Rispetto a quello che fai, al di là di questo non imbarazzo, provi qualche volta sconforto anche nel fatto che spesso si cade in piedi, cadono in piedi, come si va avanti con queste continue conferme che spesso sembra di combattere?
“Le due cose si tengono, probabilmente l’assenza totale di imbarazzo è dovuta al fatto che comunque c’è un seguito di consenso, ora non per tutti lo stesso, per fortuna qualcuno lo paga, determinati atteggiamenti intermedi di consenso, secondo me sempre meno rispetto a quanto dovrebbero e che li fa un po’ cadere in piedi, comunque sia, c’era la famosa frase di Trump che disse se adesso andassi giù nella Fifth Avenue e sparassi a qualcuno non succederebbe niente, la gente mi batterebbe le mani, qualcosa del genere, recitò più o meno testualmente. Ci sono delle situazioni per le quali ci sono dei politici che possono dire e fare quasi tutto e in termini politici non la pagano mai, questa cosa mi sorprende, quindi cadono in piedi, poi non è per sempre, sono sempre un po’ fiducioso, poi per far sì che non cadano in piedi determinati politici occorre che stiano belli in piedi e radicati gli altri, o quelli che dovrebbero prenderne il posto e questo non sempre accade”.
Hai mai avuto paura che il tuo modo di raccontare la verità venisse normalizzato, preso come spettacolo e non come sguardo critico?

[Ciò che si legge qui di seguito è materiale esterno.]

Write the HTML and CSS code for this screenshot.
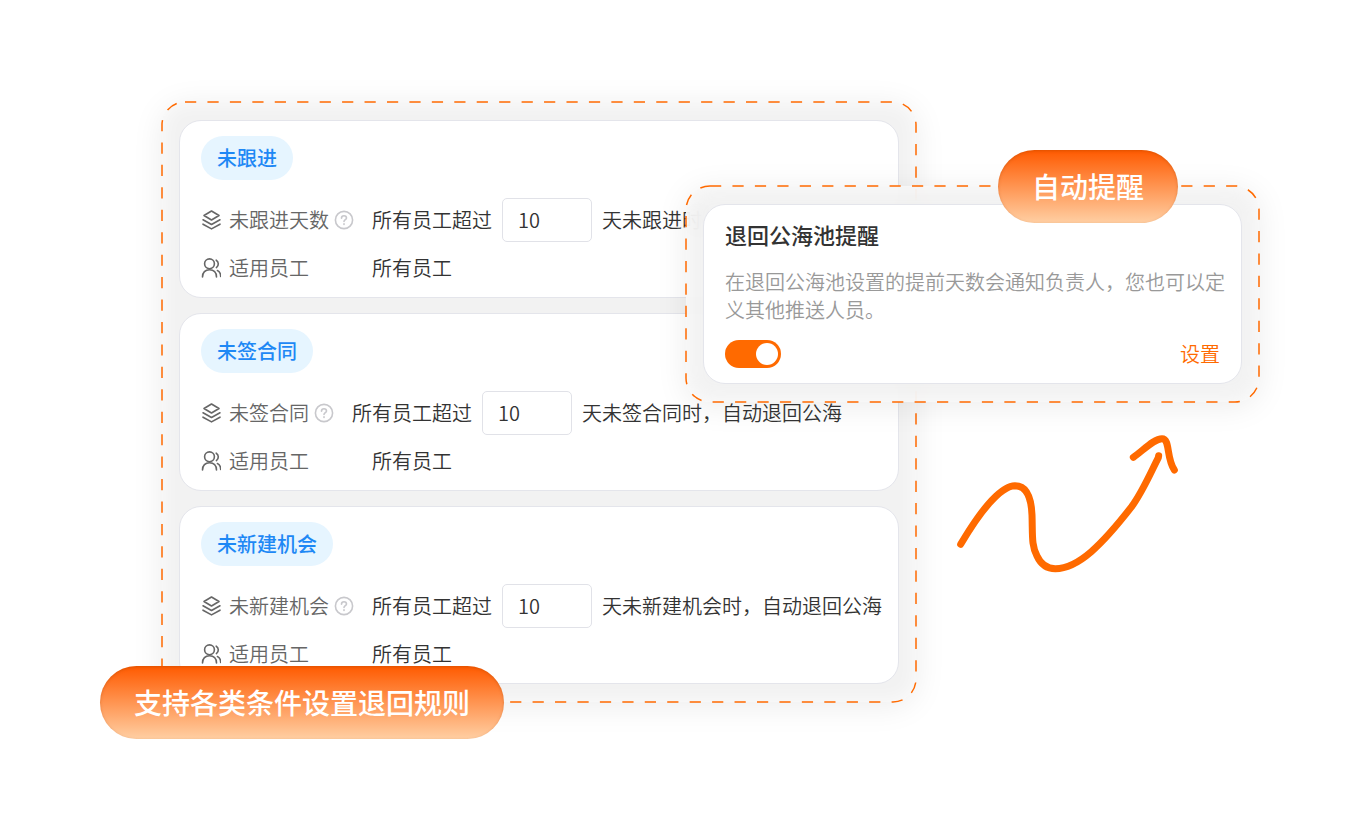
FILE: index.html
```html
<!DOCTYPE html>
<html lang="zh-CN">
<head>
    <meta charset="UTF-8">
    <meta name="viewport" content="width=device-width, initial-scale=1.0">
    <title>退回公海池规则</title>
    <link rel="stylesheet" href="styles.css">
</head>
<body>
    <!-- shared icons -->
    <svg class="sprite" aria-hidden="true">
        <symbol id="icon-layers" viewBox="0 0 20 20">
            <path d="M10.500 1 18 5.500 10.500 10 3 5.500Z"/>
            <path d="M2 9.800l8.500 4.700L19 9.800"/>
            <path d="M2 14.200l8.500 4.700L19 14.200"/>
        </symbol>
        <symbol id="icon-users" viewBox="0 0 20 20">
            <circle cx="8.500" cy="5.800" r="4.900"/>
            <path d="M1.500 19c0-4.500 2.800-7.300 7-7.300s7 2.800 7 7.300"/>
            <path d="M15.200 2.200c2.600 1.400 2.900 5.400.2 7.400"/>
            <path d="M16.400 12.500c2.200 1 3.300 3.200 3.300 6"/>
        </symbol>
        <symbol id="icon-help" viewBox="0 0 20 20">
            <circle cx="10" cy="10" r="8.600"/>
            <path d="M7.500 8.200c0-1.500 1.100-2.500 2.500-2.500s2.500 1 2.500 2.300c0 1.600-2.500 1.800-2.500 3.500"/>
            <path d="M10 13.800v.6"/>
        </symbol>
    </svg>

    <main class="scene">
        <section class="panel rules">
            <svg class="outline" aria-hidden="true"><rect width="100%" height="100%" rx="23"/></svg>

            <article class="card">
                <h2 class="tag">未跟进</h2>
                <div class="row">
                    <svg class="icon"><use href="#icon-layers"/></svg>
                    <label class="name" for="days-follow">未跟进天数</label>
                    <svg class="help"><use href="#icon-help"/></svg>
                    <span>所有员工超过</span>
                    <input class="days" id="days-follow" type="text" value="10">
                    <span>天未跟进时</span>
                </div>
                <div class="row">
                    <svg class="icon"><use href="#icon-users"/></svg>
                    <span class="name staff">适用员工</span>
                    <span>所有员工</span>
                </div>
            </article>

            <article class="card">
                <h2 class="tag">未签合同</h2>
                <div class="row">
                    <svg class="icon"><use href="#icon-layers"/></svg>
                    <label class="name" for="days-contract">未签合同</label>
                    <svg class="help"><use href="#icon-help"/></svg>
                    <span>所有员工超过</span>
                    <input class="days" id="days-contract" type="text" value="10">
                    <span>天未签合同时，自动退回公海</span>
                </div>
                <div class="row">
                    <svg class="icon"><use href="#icon-users"/></svg>
                    <span class="name staff">适用员工</span>
                    <span>所有员工</span>
                </div>
            </article>

            <article class="card">
                <h2 class="tag">未新建机会</h2>
                <div class="row">
                    <svg class="icon"><use href="#icon-layers"/></svg>
                    <label class="name" for="days-chance">未新建机会</label>
                    <svg class="help"><use href="#icon-help"/></svg>
                    <span>所有员工超过</span>
                    <input class="days" id="days-chance" type="text" value="10">
                    <span>天未新建机会时，自动退回公海</span>
                </div>
                <div class="row">
                    <svg class="icon"><use href="#icon-users"/></svg>
                    <span class="name staff">适用员工</span>
                    <span>所有员工</span>
                </div>
            </article>
        </section>
        <div class="badge badge-rules">支持各类条件设置退回规则</div>

        <section class="panel reminder">
            <svg class="outline" aria-hidden="true"><rect width="100%" height="100%" rx="24"/></svg>
            <div class="card">
                <h2 class="title"><label for="remind">退回公海池提醒</label></h2>
                <p class="desc">在退回公海池设置的提前天数会通知负责人，您也可以定义其他推送人员。</p>
                <div class="actions">
                    <input class="toggle" id="remind" type="checkbox" checked>
                    <a class="link" href="#">设置</a>
                </div>
            </div>
            <div class="badge badge-remind">自动提醒</div>
        </section>

        <svg class="arrow" viewBox="0 0 780 510" aria-hidden="true">
            <path d="M62 373C118 278 180 198 225 197C262 197 274 236 276 285C278 345 274 377 291 408C302 432 322 446 346 446C415 446 487 373 575 260C608 215 634 154 655 113L656 107"/>
            <path d="M580 112C610 91 642 56 666 56C691 56 678 113 703 150"/>
        </svg>
    </main>
</body>
</html>
```
FILE: styles.css
```css
* {
    box-sizing: border-box;
}
body {
    min-height: 100vh;
    margin: 0;
    padding: 102px 0;
    background: #fff;
    color: #333;
    font-family: "Noto Sans CJK SC", sans-serif;
    font-size: 20px;
    font-weight: 350;
    line-height: 28px;
}
h2, p {
    margin: 0;
}
.sprite {
    display: none;
}
.scene {
    position: relative;
    max-width: 1160px;
    margin: 0 auto;
}

/* dashed panels */
.panel {
    padding: 18px 17px;
    border-radius: 24px;
    background: rgba(240, 240, 240, 0.85);
    box-shadow: 0 4px 32px rgba(0, 0, 0, 0.08), inset 0 0 20px rgba(255, 255, 255, 0.8);
}
.outline {
    position: absolute;
    inset: 0;
    width: 100%;
    height: 100%;
    overflow: visible;
    pointer-events: none;
}
.outline rect {
    fill: none;
    stroke: #ff6a00;
    stroke-width: 1.5;
    stroke-dasharray: 11.22;
}
.rules {
    position: relative;
    display: flex;
    flex-direction: column;
    gap: 15px;
    width: 65%;
    margin-left: 62px;
}
.reminder {
    position: absolute;
    top: 84px;
    left: 586px;
    right: 1px;
    backdrop-filter: blur(12px);
}
.card {
    padding: 15px 21px;
    border: 1px solid #e4e5eb;
    border-radius: 22px;
    background: #fff;
}

/* rule cards */
.tag {
    width: fit-content;
    margin-bottom: 18px;
    padding: 8px 16px;
    border-radius: 22px;
    background: #e6f5ff;
    color: #1e88f5;
    font-size: 20px;
    font-weight: 500;
}
.row {
    display: flex;
    align-items: center;
    white-space: nowrap;
}
.row + .row {
    margin-top: 12px;
}
.icon, .help {
    flex: none;
    width: 20px;
    height: 20px;
    fill: none;
    stroke: #666;
    stroke-width: 1.6;
    stroke-linecap: round;
    stroke-linejoin: round;
}
.name {
    margin-left: 8px;
    color: #666;
}
.help {
    margin: 0 18px 0 5px;
    stroke: #c8c8cc;
}
.staff {
    width: 143px;
}
.days {
    width: 90px;
    height: 44px;
    margin: 0 10px;
    padding: 0 15px 2px;
    border: 1px solid #e1e2e8;
    border-radius: 5px;
    background: #fff;
    color: #333;
    font: inherit;
}

/* reminder card */
.title {
    font-size: 22px;
    font-weight: 500;
    line-height: 28px;
}
.desc {
    margin: 20px -6px 16px 0;
    color: #999;
}
.actions {
    display: flex;
    align-items: center;
    justify-content: space-between;
}
.toggle {
    appearance: none;
    display: flex;
    justify-content: flex-end;
    width: 56px;
    height: 28px;
    margin: 0;
    padding: 3px;
    border-radius: 14px;
    background: #ccc;
}
.toggle:checked {
    background: #ff6a00;
}
.toggle::before {
    content: "";
    width: 22px;
    height: 22px;
    border-radius: 50%;
    background: #fff;
}
.link {
    color: #ff6a00;
    text-decoration: none;
}

.badge {
    position: absolute;
    padding: 16px 34px;
    border-radius: 37px;
    background: linear-gradient(#ff5a00, #ffcfa3);
    box-shadow: inset 0 1px 3px rgba(160, 70, 0, 0.35);
    color: #fff;
    font-size: 28px;
    font-weight: 500;
    line-height: 41px;
    white-space: nowrap;
}
.badge-rules {
    top: 564px;
    left: 0;
}
.badge-remind {
    top: -36px;
    right: 81px;
}

.arrow {
    position: absolute;
    top: 318px;
    left: 840px;
    width: 260px;
    fill: none;
    stroke: #ff6a00;
    stroke-width: 21;
    stroke-linecap: round;
    stroke-linejoin: round;
}
```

“Raccontare la verità è impegnativo, io ovviamente racconto quello che vedo, testimonio con il mio lavoro una verità spesso inevitabilmente parziale, perché è quella che vedo andando due giorni in un posto, che probabilmente sono poca cosa, però l’onestà intellettuale alla base del mio lavoro è totale, quindi questa la sostengo, la garantisco, dopodiché ognuno è responsabile di quello che fa, non è necessariamente quello che viene capito, nel senso che non posso garantire, essere certo che quello che io penso di aver comunicato arrivi come io lo penso. Dopodiché sono consapevole di avere un profilo un po’ strano, un po’ ibrido, qualcuno pensa che io sia uno che fa ridere, qualcuno pensa che io sia un giornalista, qualcuno che sia un presentatore, probabilmente è vero un po’ tutto, quindi capisco che forse posso generare un po’ di confusione in chi segue le cose che faccio, ma poi alla fine se parlo di una cosa seria il registro è serio, se cazzeggio sto cazzeggiando, sono abbastanza trasparente nelle cose che faccio”.
Alcuni registi sostengono che in questo momento è quasi un dovere e una responsabilità da parte loro fare anche politica, di scuotere le coscienze, che sia attraverso un film drammatico oppure una commedia. In tutte le tue forme, giornalista, presentatore, regista, che ne pensi? Secondo te questo è un momento in cui è un dovere dire la propria della tua attività specifica?
“Non voglio neanche essere necessariamente pesante, mi ritrovo spesso a fare la domanda dei cantanti che magari vengono da me, ma tu che pensi dell’impegno del cantante? Il cantante è libero di fare una canzone d’amore, ma anche una canzone d’amore può essere estremamente politica. E’ chiaro che tu fai questa domanda a me e io cerco di metterci del significato e della politica in tutte le cose che faccio, quando cazzeggio, quando ho fatto l’unico film che ho fatto in vita mia o in tutti i reportage che faccio ogni settimana. Io penso da sempre, da quando mi sono ritrovato a fare questo lavoro, che fosse il momento di farlo, per vari motivi, a seconda della stagione che si attraversava. Questa è una stagione particolarmente pericolosa ormai, ogni giorno ci diciamo che oggi è iniziata la terza guerra mondiale, ce l’abbiamo detto una decina di volte negli ultimi due anni e ogni volta era più o meno vero, era qualcosa di simile perlomeno. Abbiamo il governo che abbiamo, tu mi fai questa domanda in maniera neutra come la potresti fare anche a un regista o a un presentatore di destra che potrebbe risponderti in maniera diversa da me e ti direbbe che questo è un momento bellissimo, fighissimo, per quale motivo? Anzi, viva il disimpegno, cantiamo tutti insieme. Io invece ti dico che sì, cantiamo tutti insieme, forse sì, più ci si impegna meglio è. Però vedo che comunque avviene in varie forme, ognuno come sa farlo, però non deve essere neanche una costrizione, deve essere una cosa che avviene naturalmente. Ci sono tante commedie in teoria leggere o percepite come tali che sono estremamente politiche, questo è da sempre”.